Data below copied from the excellent answer on StackOverflow:

FAT32:

• Maximum number of files: 268,173,300
• Maximum number of files per directory: 2¹⁶ - 1 (65,535)
• Maximum file size: 2 GiB - 1 without LFS, 4 GiB - 1 with

NTFS:

• Maximum number of files: 2³² - 1 (4,294,967,295)
• Maximum file size
  • Implementation: 2⁴⁴ - 2⁶ bytes (16 TiB - 64 KiB)
  • Theoretical: 2⁶⁴ - 2⁶ bytes (16 EiB - 64 KiB)
• Maximum volume size
  • Implementation: 2³² - 1 clusters (256 TiB - 64 KiB)
  • Theoretical: 2⁶⁴ - 1 clusters

ext2:

• Maximum number of files: 10¹⁸
• Maximum number of files per directory: ~1.3 × 10²⁰ (performance issues past 10,000)
• Maximum file size
  • 16 GiB (block size of 1 KiB)
  • 256 GiB (block size of 2 KiB)
  • 2 TiB (block size of 4 KiB)
  • 2 TiB (block size of 8 KiB)
• Maximum volume size
  • 4 TiB (block size of 1 KiB)
  • 8 TiB (block size of 2 KiB)
  • 16 TiB (block size of 4 KiB)
  • 32 TiB (block size of 8 KiB)

ext3:

• Maximum number of files: min(volumeSize / 2¹³, numberOfBlocks)
• Maximum file size: same as ext2
• Maximum volume size: same as ext2

ext4:

• Maximum number of files: 2³² - 1 (4,294,967,295)
• Maximum number of files per directory: unlimited
• Maximum file size: 2⁴⁴ - 1 bytes (16 TiB - 1)
• Maximum volume size: 2⁴⁸ - 1 bytes (256 TiB - 1)

Answer 2

Another way of approaching this is to basically just store the messages in blocks of a reasonable size, and each block is stored in a file on disk, and either read in (or possibly mem-mapped) for use in memory when needed.

Blocks could be, for example, 64MB each. Each one is a file, named with timestamp and random number. The purpose of grouping the messages is to avoid a proliferation of small messages from creating a bottleneck at the filesystem level. If the message count reaches into the millions it could prove difficult to efficiently navigate the FS to find the first and last message. Block sizes must be larger than the largest possible message and must be guaranteed to fit in memory at least a few at a time.

Folder prefixing can be used to make navigation simpler. I.e. if the file's timestamp is 201706021852 then it could live in the 20170602/18 folder. The prefixing could be configurable for different predicted message volumes if needed.

When blocks are read into memory, a doubly-linked-list would work as the in-memory representation. The first and the last block should be easily findable on the disk by crawling the folder structure, these blocks are loaded into memory and then the in-memory versions worked on - messages being pushed to the back and popped from the front. Messages in a block when consumed could simply be flagged as such and when all messages in the block are consumed the block is deleted.

At whatever intervals are appropriate, the loaded blocks would flushed to disk and everything fsync()ed.

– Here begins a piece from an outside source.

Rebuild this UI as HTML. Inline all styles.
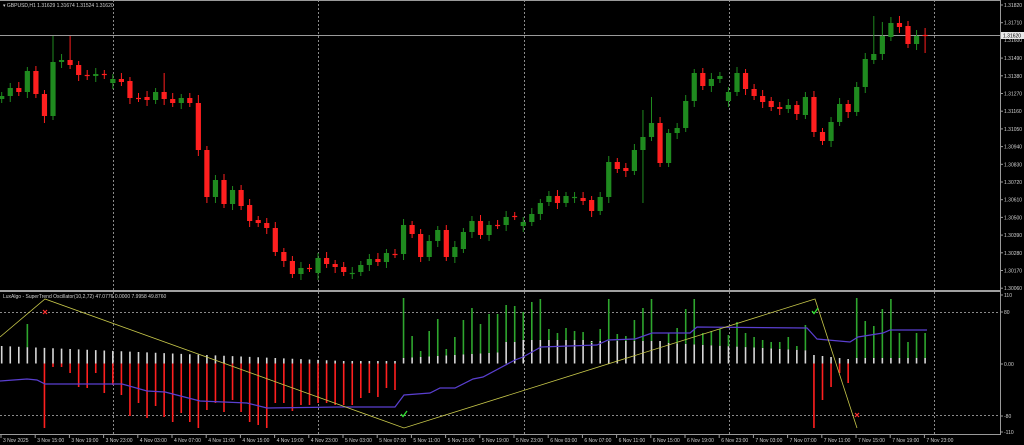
<!DOCTYPE html>
<html><head><meta charset="utf-8"><style>
html,body{margin:0;padding:0;background:#000;width:1024px;height:445px;overflow:hidden}
svg{display:block}
text{font-family:"Liberation Sans",sans-serif;font-size:5.5px;fill:#d0d0d0}
</style></head><body>
<svg id="s" width="1024" height="445" viewBox="0 0 1024 445" xmlns="http://www.w3.org/2000/svg">
<rect width="1024" height="445" fill="#000"/>
</svg>
<script>
var s=document.getElementById('s'),h='';
function L(x1,y1,x2,y2,c,w,d){h+='<line x1="'+x1+'" y1="'+y1+'" x2="'+x2+'" y2="'+y2+'" stroke="'+c+'" stroke-width="'+(w||1)+'"'+(d?' stroke-dasharray="'+d+'"':'')+'/>';}
function R(x,y,w,hh,c){h+='<rect x="'+x+'" y="'+y+'" width="'+w+'" height="'+Math.max(hh,1)+'" fill="'+c+'"/>';}
function T(x,y,t,a){h+='<text x="'+x+'" y="'+y+'"'+(a||'')+'>'+t+'</text>';}
var G='#1f8a1f',RD='#ff1f1f';
[113,318,524,729,934].forEach(function(x){L(x+.5,0,x+.5,434,'#8a8a8a',1,'2,2');});
L(0,312.5,1000,312.5,'#8a8a8a',1,'2,2');L(0,415.5,1000,415.5,'#8a8a8a',1,'2,2');
L(0,35.5,1000,35.5,'#9a9a9a',1);
var C=[[99,96],[96,88],[88,92],[92,71],[71,94],[94,116],[116,62],[62,60],[60,65],[65,75],[75,76],[76,74],[74,75],[83,79],[79,82],[81,98],[98,98],[97,100],[100,92],[92,99],[99,103],[103,98],[98,103],[103,150],[150,197],[197,180],[180,204],[204,190],[190,206],[205,221],[220,223],[223,228],[228,252],[252,261],[261,274],[274,268],[268,268],[273,258],[258,264],[264,267],[267,272],[273,273],[272,265],[265,259],[259,262],[262,253],[254,254],[254,225],[225,234],[234,257],[257,241],[241,230],[230,257],[257,247],[249,232],[232,221],[221,235],[235,225],[225,225],[225,217],[216,216],[226,222],[222,214],[214,203],[202,196],[196,203],[203,196],[197,197],[198,201],[200,211],[211,197],[197,162],[162,169],[168,171],[171,150],[150,137],[137,123],[123,163],[163,133],[133,128],[128,101],[101,73],[73,86],[86,79],[79,76],[101,92],[92,73],[73,89],[89,96],[96,102],[101,107],[107,109],[109,105],[105,114],[115,97],[97,132],[132,141],[141,122],[122,104],[104,112],[112,87],[87,59],[60,54],[54,36],[37,23],[23,27],[26,44],[44,36],[35,35]];
var HI={6:36,7:54,8:36,19:73,75:110,76:97,102:16,103:22,105:16,108:28,23:95,5:90},LO={5:123,75:203,108:53,24:203,35:280,37:280,49:262,77:167,95:137};
for(var i=0;i<C.length;i++){var x=1.7+i*8.55,o=C[i][0],c=C[i][1],t=Math.min(o,c),b=Math.max(o,c);
var col=(c<o)?G:(c>o?RD:(i%2?G:RD));
var hi=HI[i]||t-4-(i%3),lo=LO[i]||b+4+(i%2)*2;
L(x,hi,x,lo,col,1);
if(b-t<1.5){L(x-2.5,t+.5,x+2.5,t+.5,col,1.2);}else R(x-2.6,t,5.2,b-t,col);}
var Z=363.5,RB=[428,367,367,373,387,388,373,393,385,395,416,403,418,406,417,422,413,422,428,410,403,412,400,412,422,425,428,403,403,411,405,405,403,403,405,405,405,398,393,397,388,390];
var GT={3:324,47:298,48:336,49:351,50:331,51:319,52:349,53:337,54:320,55:308,56:324,57:314,58:314,59:305,60:306,61:312,62:302,63:299,64:329,65:333,66:328,67:331,68:332,69:342,70:329,71:299,72:334,73:336,74:320,75:308,76:299,78:333,79:328,80:309,81:299,82:333,83:331,84:329,85:335,86:322,87:333,88:337,89:340,90:342,91:342,92:337,93:346,94:325,100:298,101:321,102:326,103:309,104:299,105:333,106:342,107:333,108:333};
var RR={95:428,96:400,97:387,98:373,99:383};
for(var i=0;i<C.length;i++){var x=1.7+i*8.55,wt;
if(i<47){wt=346+Math.min(i,40)*0.375;}
else if(i<95){wt=358-(i-47)*0.5; if(i>=59)wt=342; if(i>=61&&i<69)wt=340; if(i>=69&&i<78)wt=341; if(i>=78)wt=343+(i-78)*0.45;}
else if(i<100){wt=355+(i-95);} else wt=358;
R(x-0.8,wt,1.6,Z-wt,'#d8d8d8');
if(i>=5&&i<47){var rb=RB[i-5];R(x-0.8,Z,1.6,rb-Z,RD);}
if(RR[i])R(x-0.8,Z,1.6,RR[i]-Z,RD);
if(GT[i])R(x-0.8,GT[i],1.6,wt-GT[i],'#2ea62e');}
var P=[[0,381],[27,379],[37,380],[45,384],[122,384],[147,391],[165,392],[200,401],[247,403],[267,408],[340,407],[395,407],[404,395],[430,393],[440,388],[455,388],[473,379],[483,377],[515,360],[523,357],[541,347],[597,345],[608,340],[635,339],[652,333],[690,333],[697,327],[807,328],[817,339],[850,342],[858,337],[883,333],[890,330],[927,330]];
h+='<polyline fill="none" stroke="#5a3fd0" stroke-width="1.2" points="'+P.map(function(p){return p.join(',')}).join(' ')+'"/>';
h+='<polyline fill="none" stroke="#c8c84a" stroke-width="0.8" points="0,337 45,299 404,428 815,299 857,428"/>';
// markers as paths
function X(cx,cy){h+='<path d="M'+(cx-2)+' '+(cy-2)+'L'+(cx+2)+' '+(cy+2)+'M'+(cx+2)+' '+(cy-2)+'L'+(cx-2)+' '+(cy+2)+'" stroke="#ff3030" stroke-width="1.2" fill="none"/>';}
function V(cx,cy){h+='<path d="M'+(cx-3)+' '+cy+'L'+(cx-1)+' '+(cy+2.5)+'L'+(cx+3)+' '+(cy-3)+'" stroke="#30e030" stroke-width="1.3" fill="none"/>';}
X(45,312);X(857,415);V(404,414);V(815,311);
R(0,0,1001,1,'#9a9a9a');R(0,290,1001,2,'#a0a0a0');R(1000,0,1,435,'#9a9a9a');R(0,434,1001,1,'#9a9a9a');
T(3,7,'▾ GBPUSD,H1  1.31629 1.31674 1.31524 1.31620',' style="font-size:5px"');
T(3,298,'LuxAlgo - SuperTrend Oscillator(10,2,72) 47.0776 0.0000 7.9958 49.8760',' style="font-size:5px"');
var PL=['1.31820','1.31710',null,'1.31490','1.31380','1.31270','1.31160','1.31050','1.30940','1.30830','1.30720','1.30610','1.30500','1.30390','1.30280','1.30170','1.30060'];
for(var k=0;k<PL.length;k++){var y=5+k*17.7;if(!PL[k])continue;L(1000,y,1003,y,'#9a9a9a',1);T(1004,y+2,PL[k],' style="font-size:5px"');}
T(1004,42,'1.31600',' style="font-size:5px"');
R(1001,32,23,7,'#e8e8e8');T(1003,37.5,'1.31620',' style="font-size:5px;fill:#000"');
[[295,'110'],[312,'80'],[364,'0.00'],[416,'-80'],[432,'-110']].forEach(function(a){L(1000,a[0],1003,a[0],'#9a9a9a',1);T(1004,a[0]+2,a[1],' style="font-size:5px"');});
var TL=['3 Nov 2025','3 Nov 15:00','3 Nov 19:00','3 Nov 23:00','4 Nov 03:00','4 Nov 07:00','4 Nov 11:00','4 Nov 15:00','4 Nov 19:00','4 Nov 23:00','5 Nov 03:00','5 Nov 07:00','5 Nov 11:00','5 Nov 15:00','5 Nov 19:00','5 Nov 23:00','6 Nov 03:00','6 Nov 07:00','6 Nov 11:00','6 Nov 15:00','6 Nov 19:00','6 Nov 23:00','7 Nov 03:00','7 Nov 07:00','7 Nov 11:00','7 Nov 15:00','7 Nov 19:00','7 Nov 23:00'];
for(var k=0;k<TL.length;k++){var x=1+k*34.2;L(x,434,x,438,'#9a9a9a',1);T(x+2,442,TL[k],' style="font-size:5px"');}
s.innerHTML+=h;
</script>
</body></html>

Operations that are guaranteed to be atomic (rename) would be used to reliably know if your write succeeded.

The above structure should work well if you never need to find a message in the middle of the queue (which would required a full scan of all blocks).

Answer 3

And yet another solution would be to just use a SQLite table. Internally SQLite uses binary trees for both table data and indexes (not specifically optimized for head and tail-heavy reads and writes but also not particularly inefficient). And it will re-use pages which become completely available. It may very well be that SQLite will do the job with reasonable performance and never require compaction (since a queue which is consumed in sequence should theoretically completely remove full pages, since all of the records will be deleted in sequence). Needs to be tested.